→ Goal
Return all of the lines below exactly as they are.

→ Data extract
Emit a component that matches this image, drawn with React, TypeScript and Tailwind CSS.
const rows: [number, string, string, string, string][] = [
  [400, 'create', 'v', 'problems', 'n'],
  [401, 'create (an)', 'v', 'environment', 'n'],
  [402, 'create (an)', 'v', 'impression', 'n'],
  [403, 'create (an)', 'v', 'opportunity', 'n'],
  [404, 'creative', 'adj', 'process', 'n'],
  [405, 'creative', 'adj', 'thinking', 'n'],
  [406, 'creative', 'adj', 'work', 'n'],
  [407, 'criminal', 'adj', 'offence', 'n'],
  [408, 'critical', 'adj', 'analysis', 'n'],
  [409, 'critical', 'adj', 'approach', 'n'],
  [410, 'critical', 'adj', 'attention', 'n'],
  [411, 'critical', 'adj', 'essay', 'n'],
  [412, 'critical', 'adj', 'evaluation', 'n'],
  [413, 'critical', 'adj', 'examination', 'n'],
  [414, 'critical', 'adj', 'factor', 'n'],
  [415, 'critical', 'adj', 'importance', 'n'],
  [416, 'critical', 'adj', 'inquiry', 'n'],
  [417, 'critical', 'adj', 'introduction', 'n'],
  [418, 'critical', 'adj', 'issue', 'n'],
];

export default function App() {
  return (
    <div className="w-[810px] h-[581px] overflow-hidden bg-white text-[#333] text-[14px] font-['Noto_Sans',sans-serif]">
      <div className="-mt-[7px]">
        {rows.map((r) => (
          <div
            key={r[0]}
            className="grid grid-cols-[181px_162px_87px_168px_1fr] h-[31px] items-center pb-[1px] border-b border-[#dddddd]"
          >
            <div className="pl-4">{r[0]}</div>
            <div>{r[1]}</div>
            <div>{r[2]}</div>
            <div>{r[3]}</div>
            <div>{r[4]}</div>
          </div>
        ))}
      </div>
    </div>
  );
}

→ Result of the exercise
Emit a component that matches this image, drawn with React, TypeScript and Tailwind CSS.
const rows: [number, string, string, string, string][] = [
  [400, 'create', 'v', 'problems', 'n'],
  [401, 'create (an)', 'v', 'environment', 'n'],
  [402, 'create (an)', 'v', 'impression', 'n'],
  [403, 'create (an)', 'v', 'opportunity', 'n'],
  [404, 'creative', 'adj', 'process', 'n'],
  [405, 'creative', 'adj', 'thinking', 'n'],
  [406, 'creative', 'adj', 'work', 'n'],
  [407, 'criminal', 'adj', 'offence', 'n'],
  [408, 'critical', 'adj', 'analysis', 'n'],
  [409, 'critical', 'adj', 'approach', 'n'],
  [410, 'critical', 'adj', 'attention', 'n'],
  [411, 'critical', 'adj', 'essay', 'n'],
  [412, 'critical', 'adj', 'evaluation', 'n'],
  [413, 'critical', 'adj', 'examination', 'n'],
  [414, 'critical', 'adj', 'factor', 'n'],
  [415, 'critical', 'adj', 'importance', 'n'],
  [416, 'critical', 'adj', 'inquiry', 'n'],
  [417, 'critical', 'adj', 'introduction', 'n'],
  [418, 'critical', 'adj', 'issue', 'n'],
];

export default function App() {
  return (
    <div className="w-[810px] h-[581px] overflow-hidden bg-white text-[#333] text-[14px] font-['Noto_Sans',sans-serif]">
      <div className="-mt-[7px]">
        {rows.map((r) => (
          <div
            key={r[0]}
            className="grid grid-cols-[181px_162px_87px_168px_1fr] h-[31px] items-center pb-[1px] border-b border-[#dddddd]"
          >
            <div className="pl-4">{r[0]}</div>
            <div>{r[1]}</div>
            <div>{r[2]}</div>
            <div>{r[3]}</div>
            <div>{r[4]}</div>
          </div>
        ))}
      </div>
    </div>
  );
}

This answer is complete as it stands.